Cognitive Railways: The Role of AI in Signal Optimization and Safety
Synopsis
As cognitive railway concepts reshape various rail operations and support decision-making, communication, maintenance, and monitoring systems, signal systems represent a largely untouched area. The role of artificial intelligence in cognitive railways is less about developing completely autonomous systems that can act unsupervised and more about enabling better decisions by human and machine together. To what extent cognitive signalling systems can act autonomously is a matter of context, from enabling self-driving trains to assisting dispatchers with faster, safer, or more efficient decisions. The technologies to make signalling systems smarter and more efficient are already here. What is missing is the transformative thinking needed to grasp the opportunities they bring, fill the remaining gaps in safety and evidence, and ensure they are then correctly deployed along a journey.

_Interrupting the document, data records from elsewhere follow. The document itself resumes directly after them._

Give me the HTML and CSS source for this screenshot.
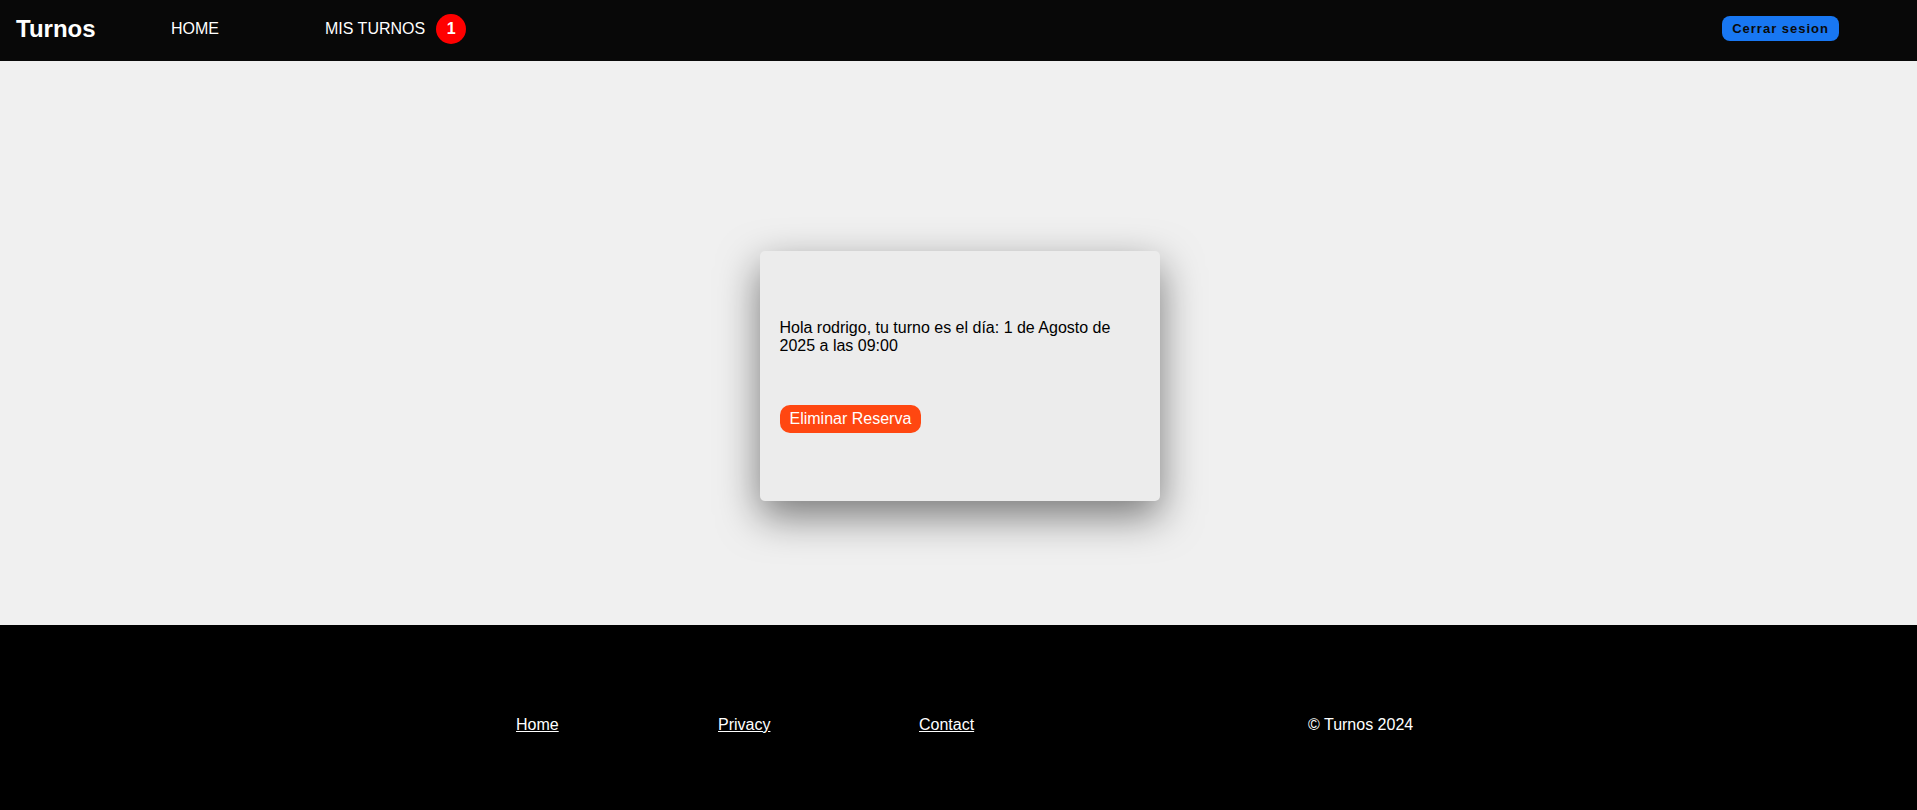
FILE: index.html
```html
<!DOCTYPE html>
<html lang="es">
<head>
<meta charset="utf-8">
<title>Turnos</title>
<link rel="stylesheet" href="styles.css">
</head>
<body>
<header class="navbar">
  <a class="brand" href="#">Turnos</a>
  <nav class="nav-links">
    <a class="nav-link" href="#">HOME</a>
    <a class="nav-link" href="#">MIS TURNOS <span class="badge">1</span></a>
  </nav>
  <button class="logout">Cerrar sesion</button>
</header>
<main class="main">
  <section class="card">
    <p class="card-text">Hola rodrigo, tu turno es el día: 1 de Agosto de 2025 a las 09:00</p>
    <button class="delete">Eliminar Reserva</button>
  </section>
</main>
<footer class="footer">
  <ul class="footer-links">
    <li><a href="#">Home</a></li>
    <li><a href="#">Privacy</a></li>
    <li><a href="#">Contact</a></li>
  </ul>
  <span class="copy">© Turnos 2024</span>
</footer>
</body>
</html>
```
FILE: styles.css
```css
* { box-sizing: border-box; }
html, body { margin: 0; padding: 0; }
body {
  font-family: "Liberation Sans", Arial, sans-serif;
  font-size: 16px;
  background: #f0f0f0;
  color: #000;
  height: 100vh;
  display: flex;
  flex-direction: column;
}
.navbar {
  height: 61px;
  background: #080808;
  display: flex;
  align-items: center;
  padding: 0 0 4px 16px;
}
.brand {
  color: #fff;
  text-decoration: none;
  font-weight: bold;
  font-size: 24px;
  width: 155px;
}
.nav-links {
  display: flex;
  align-items: center;
  flex: 1;
}
.nav-link {
  color: #fff;
  text-decoration: none;
  display: flex;
  align-items: center;
  gap: 11px;
  margin-right: 106px;
}
.badge {
  display: inline-flex;
  align-items: center;
  justify-content: center;
  width: 30px;
  height: 30px;
  border-radius: 50%;
  background: #ff0000;
  color: #fff;
  font-weight: bold;
  font-size: 16px;
}
.logout {
  font-family: "Liberation Sans", Arial, sans-serif;
  background: #1877f2;
  color: #0a0a0a;
  border: none;
  border-radius: 8px;
  font-size: 13px;
  font-weight: bold;
  letter-spacing: 1px;
  height: 25px;
  padding: 0 10px;
  margin-right: 78px;
}
.main {
  flex: 1;
  display: flex;
  justify-content: center;
  align-items: flex-start;
  padding: 190px 0 0 2px;
}
.card {
  width: 400px;
  height: 250px;
  background: #ececec;
  border-radius: 5px;
  box-shadow: 0 15px 40px rgba(0, 0, 0, 0.5);
  padding: 0 20px;
  display: flex;
  flex-direction: column;
  justify-content: center;
  align-items: flex-start;
  gap: 50px;
}
.card-text {
  margin: 0;
}
.delete {
  font-family: "Liberation Sans", Arial, sans-serif;
  font-size: 16px;
  background: #ff4711;
  color: #fff;
  border: none;
  border-radius: 10px;
  height: 28px;
  padding: 0 10px;
}
.footer {
  height: 185px;
  background: #000;
  display: flex;
  align-items: flex-start;
  padding: 91px 0 0 516px;
}
.footer-links {
  list-style: none;
  margin: 0;
  padding: 0;
  display: flex;
}
.footer-links li {
  width: 201px;
}
.footer-links li:first-child {
  width: 202px;
}
.footer-links a {
  color: #fff;
}
.copy {
  color: #fff;
  margin-left: 188px;
}
```
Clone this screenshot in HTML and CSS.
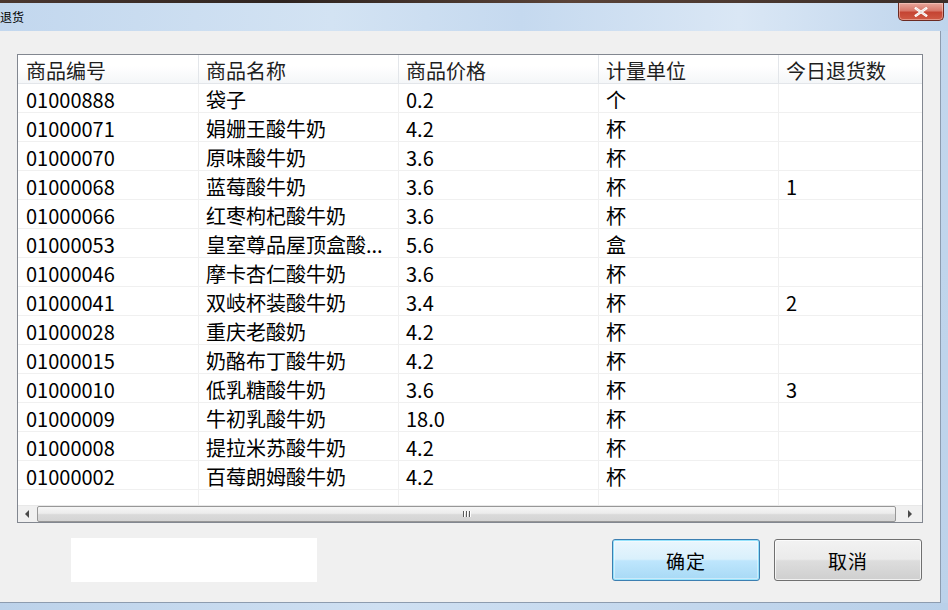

The implications for research, policy, and practice go beyond signalling and their immediate field of application, namely railway traffic management, safety, and reliability – considered the backbone of the overall railway system that permits operating even under reduced data availability or uncertain operational conditions. Signal optimisation is uncharted territory for AI. Functions can be changed and moved, intelligent components introduced for new or improved feature extraction, fused sensor information made interpretable, and task-specific data quality addressed. Key questions centre around which traffic management or supervisory functions can be safely offloaded, what supervision and safety support and assurance measures must be taken, and whether these approaches can also close safety gaps.